Now building on this further - my use case is to read all .csv files from within a directory. And then process them one by one:
\opt\out\
students.csv
teachers.csv
collesges.csv
....
So my plan was to list the files in the directory:
<sftp:list doc:name="List" config-ref="SFTP_Config" directoryPath="/opt/out">
<non-repeatable-iterable />
<sftp:matcher filenamePattern="#['*.csv' ]"
directories="EXCLUDE" symLinks="EXCLUDE" />
</sftp:list>
And then I wanted to only read file names from directory and not read payload.
As per this early access article we are advised to use <non-repeatable-iterable />
. However, after the list file operation as per article when I try to extract attributes:
<set-payload doc:name="Set Payload" value="#[output application/json --- payload map $.attributes]"/>
No attributes are available... (my plan is to extract the file names and then run a for loop for each file name and then a choice condition to determine if file name has student, use student transformer, if teacher use teacher transformer, etc.)
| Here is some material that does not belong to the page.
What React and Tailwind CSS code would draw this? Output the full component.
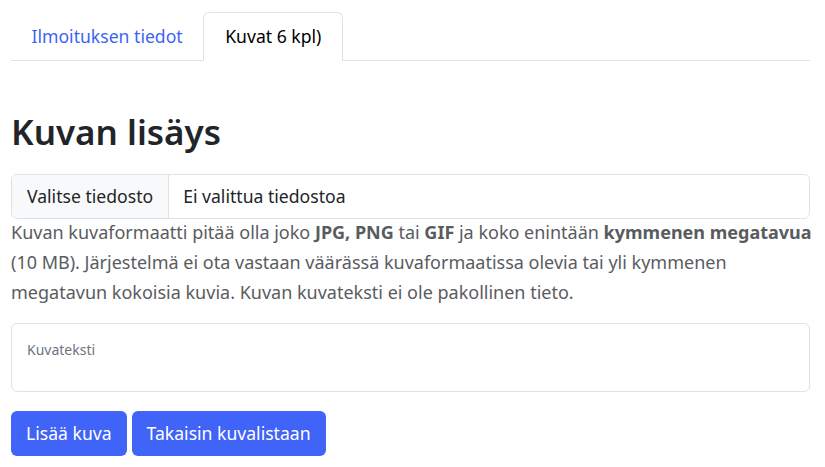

However, as attributes are not available, I am not able to pass file names to the for loop (yet to be written).
So I changed from <non-repeatable-iterable />
to <repeatable-in-memory-iterable />
Code below:
<sftp:list doc:name="List" config-ref="SFTP_Config" directoryPath="/opt/out">
<repeatable-in-memory-iterable />
<sftp:matcher filenamePattern="#['*.csv' ]"
directories="EXCLUDE" symLinks="EXCLUDE" />
</sftp:list>
Using the above, I can extract the attributes of file names.
I am confused about the following:
- The files to be processed in the above directory will be large (each file 700 MB), so while iterating the directory by using
repeatable-in-memory-iterable
, will it cause any memory issues? (I do not want to read file content, simply get file names at this stage)
Here is the complete payload till now (note - it does not contain any for loop to iterate over files, which I will plug in...)
<flow name="employee-process-flow">
<http:listener doc:name="Listener" config-ref="HTTP_Listener_config" path="/processFiles"/>
<set-variable value='#[now() as String { format: "ddMMuu" }]' doc:name="Set todays date as ddmmyy" doc:id="c6a91a41-65b1-46df-a720-9c13fe360b6b" variableName="today"/>
<sftp:list doc:name="List" config-ref="SFTP_Config" directoryPath="/opt/out">
<repeatable-in-memory-iterable />
<sftp:matcher filenamePattern="#['*.csv' ]"
directories="EXCLUDE" symLinks="EXCLUDE" />
</sftp:list>
<set-payload doc:name="Set Payload" value="#[output application/json --- payload map $.attributes]"/>
<foreach doc:name="For Each" >
<logger level="INFO" doc:name="Logger" message="we are here"/>
</foreach>
</flow>